Monday, November 8, 2010

Booooolits n' brass n' stuff

Sinclair International is loving me these days. I've been on a massive reloading kick in order to maintain my shooting habit, and I'm not above trying new things.

This weekend I tested two brand spankin' new loads; one for my 308 and the other for my darling, the-AR15-from-DPMS. I've had some consistency issues with the 308 at distance, so I boiled up some 210 grain Sierra Match Kings over the new Reloader-17 for a nice OCW test. It went well, as did my 69 grain SMK over Varget OCW for the AR15. At long range though, one of these loads went fantastically well, while the other went very bad.

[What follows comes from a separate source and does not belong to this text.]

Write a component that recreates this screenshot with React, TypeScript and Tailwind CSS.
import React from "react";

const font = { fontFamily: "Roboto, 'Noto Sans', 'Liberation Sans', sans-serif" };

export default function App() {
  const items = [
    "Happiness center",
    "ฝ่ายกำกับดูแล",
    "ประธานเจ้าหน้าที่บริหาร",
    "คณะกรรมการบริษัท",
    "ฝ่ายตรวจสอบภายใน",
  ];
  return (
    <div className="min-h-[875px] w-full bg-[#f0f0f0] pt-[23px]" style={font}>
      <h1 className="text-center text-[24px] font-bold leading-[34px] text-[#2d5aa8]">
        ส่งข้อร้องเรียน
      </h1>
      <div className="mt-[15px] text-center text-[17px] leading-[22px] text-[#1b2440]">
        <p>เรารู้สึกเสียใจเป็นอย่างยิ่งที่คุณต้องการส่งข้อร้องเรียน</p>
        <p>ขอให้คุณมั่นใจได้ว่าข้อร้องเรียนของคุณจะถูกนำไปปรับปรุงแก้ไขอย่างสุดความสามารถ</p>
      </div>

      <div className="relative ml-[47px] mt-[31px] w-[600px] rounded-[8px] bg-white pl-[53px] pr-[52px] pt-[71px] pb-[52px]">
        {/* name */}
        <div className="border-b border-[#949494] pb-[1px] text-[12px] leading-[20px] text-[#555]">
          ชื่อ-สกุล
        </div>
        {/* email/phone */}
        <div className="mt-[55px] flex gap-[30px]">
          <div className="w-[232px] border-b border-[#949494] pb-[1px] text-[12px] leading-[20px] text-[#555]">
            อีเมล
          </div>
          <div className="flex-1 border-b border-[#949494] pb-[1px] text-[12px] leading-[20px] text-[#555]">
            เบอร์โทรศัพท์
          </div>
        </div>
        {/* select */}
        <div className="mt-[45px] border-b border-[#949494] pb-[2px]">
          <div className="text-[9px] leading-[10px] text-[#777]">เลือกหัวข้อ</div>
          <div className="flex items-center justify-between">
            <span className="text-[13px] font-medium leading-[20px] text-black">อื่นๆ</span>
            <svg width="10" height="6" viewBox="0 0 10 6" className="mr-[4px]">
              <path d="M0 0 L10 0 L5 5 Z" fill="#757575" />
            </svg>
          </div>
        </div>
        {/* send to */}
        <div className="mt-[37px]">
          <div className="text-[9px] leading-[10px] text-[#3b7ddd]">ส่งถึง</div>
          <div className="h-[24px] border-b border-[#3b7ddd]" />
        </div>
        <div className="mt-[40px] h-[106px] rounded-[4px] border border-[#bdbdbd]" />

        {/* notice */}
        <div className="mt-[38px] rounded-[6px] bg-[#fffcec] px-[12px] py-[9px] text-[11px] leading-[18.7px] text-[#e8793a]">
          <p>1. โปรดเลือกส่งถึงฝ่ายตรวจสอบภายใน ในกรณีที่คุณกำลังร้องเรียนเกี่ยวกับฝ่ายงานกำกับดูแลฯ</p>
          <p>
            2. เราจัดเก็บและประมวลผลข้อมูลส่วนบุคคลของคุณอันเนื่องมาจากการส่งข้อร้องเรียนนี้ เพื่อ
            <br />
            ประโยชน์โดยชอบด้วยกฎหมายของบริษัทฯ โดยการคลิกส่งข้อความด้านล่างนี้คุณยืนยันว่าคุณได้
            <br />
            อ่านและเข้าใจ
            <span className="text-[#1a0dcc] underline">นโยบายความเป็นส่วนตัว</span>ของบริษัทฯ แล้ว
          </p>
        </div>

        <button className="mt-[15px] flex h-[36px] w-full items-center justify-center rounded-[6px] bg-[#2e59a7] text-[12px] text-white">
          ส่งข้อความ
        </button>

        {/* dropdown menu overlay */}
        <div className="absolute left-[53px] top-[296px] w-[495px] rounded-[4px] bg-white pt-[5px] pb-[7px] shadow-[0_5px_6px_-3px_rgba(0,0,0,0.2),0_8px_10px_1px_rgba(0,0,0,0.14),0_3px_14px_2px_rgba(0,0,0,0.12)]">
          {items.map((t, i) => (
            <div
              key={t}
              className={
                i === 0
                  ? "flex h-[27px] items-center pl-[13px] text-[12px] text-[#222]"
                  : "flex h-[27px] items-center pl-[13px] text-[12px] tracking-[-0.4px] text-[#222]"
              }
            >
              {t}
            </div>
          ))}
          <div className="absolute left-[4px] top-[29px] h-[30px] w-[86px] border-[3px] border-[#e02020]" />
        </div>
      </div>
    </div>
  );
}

Browsing the Sniper's Hide thread on using the 208 grain Hornady A-Max with RL-17 verifies the "start slow end fast" mentality of ballistics, whereas you heave a ginormous (no autocorrect, awesome) bullet with a high B.C. for some long range groundhog splattering goodness. Checking my Shooter Ballistics software shows the 210 SMK as superior to my 175 Nosler CC load in the wind deflection department, with an additional 150 yards or so of sweet supah-sonic flight time, if I can start out in the 2,360 fps range, which I achieved. Somewhere though, something didn't go right - when I chose the load that had the 2,300 fps that I needed, and appeared to be on the accuracy node , it clocked it in a the range yesterday with a velocity of 2,437. Huh? I'm going to have to find out what went wrong there, as I shot some of these at 620 yards and my groups were spreading like two feet apart.

In for the win though was the trusty and reliable 155 grain Nosler CC handloads that I've used as a baseline for a year and a half. That one shoots really well, but at 2,668 fps average it's a little slow for serious long range work. My next move is to try tweaking my 175 grain loads, and perhaps doing an OCW test with those using RL-17, as I hear good things about that combo.

As for the 69 grain SMKs in the AR15, I was hitting groups of 7" or less at 620 yards, and that was with a Burris 2-7 variable with heavy reticle that obscures the entire 8" dot that I was shooting at. I'm pretty impressed.

On the way now are some more 155 grain booooolets for the 308, as well as many 69 grain pills for the 223.

Something that I also caught this weekend which explains the wild inconsistencies that I've been getting with my loads is that RL-15 and RL-17 get hung up in the LEE Perfect Powder Measure. I couldn't figure out why several shots would hit lights out at 500+ yards, and then one or two would hit like six inches low. Apparently, the long powder kernels get hung up like a horrible game of Jenga in my powder thrower, and that would explain why velocity on some of those shots would be 100 fps or more slower. I noticed when I was throwing charges and measuring them on the scale, that some of them would be way light; I bumped my powder thrower and a bunch of powder fell out. Now I know.

I have good things to report about the Competitive Edge Dynamics M2 chronograph that I am now using, as my last chrono - a Competition Electronics - had a C-Products magazine and .380 acp induced malfunction from which it could not recover.

As I've mentioned before, chronographs - like geraniums - need lots and lots of sunlight to function, and when you're a busy working dad that spends half his life driving to-and-from someplace, you may not have adequate light to work with. Also, Virginia is full of all these damned trees, which make what little sunlight you have pretty useless. The CED M2 chrono is all about combating the light problem, and it worked out very well this weekend.

Much reloading to do in a short period of time, as I am hoping to have a gazillion rounds loaded for the AR15 for some marksmanship lessons with my nephew. Hell yeah!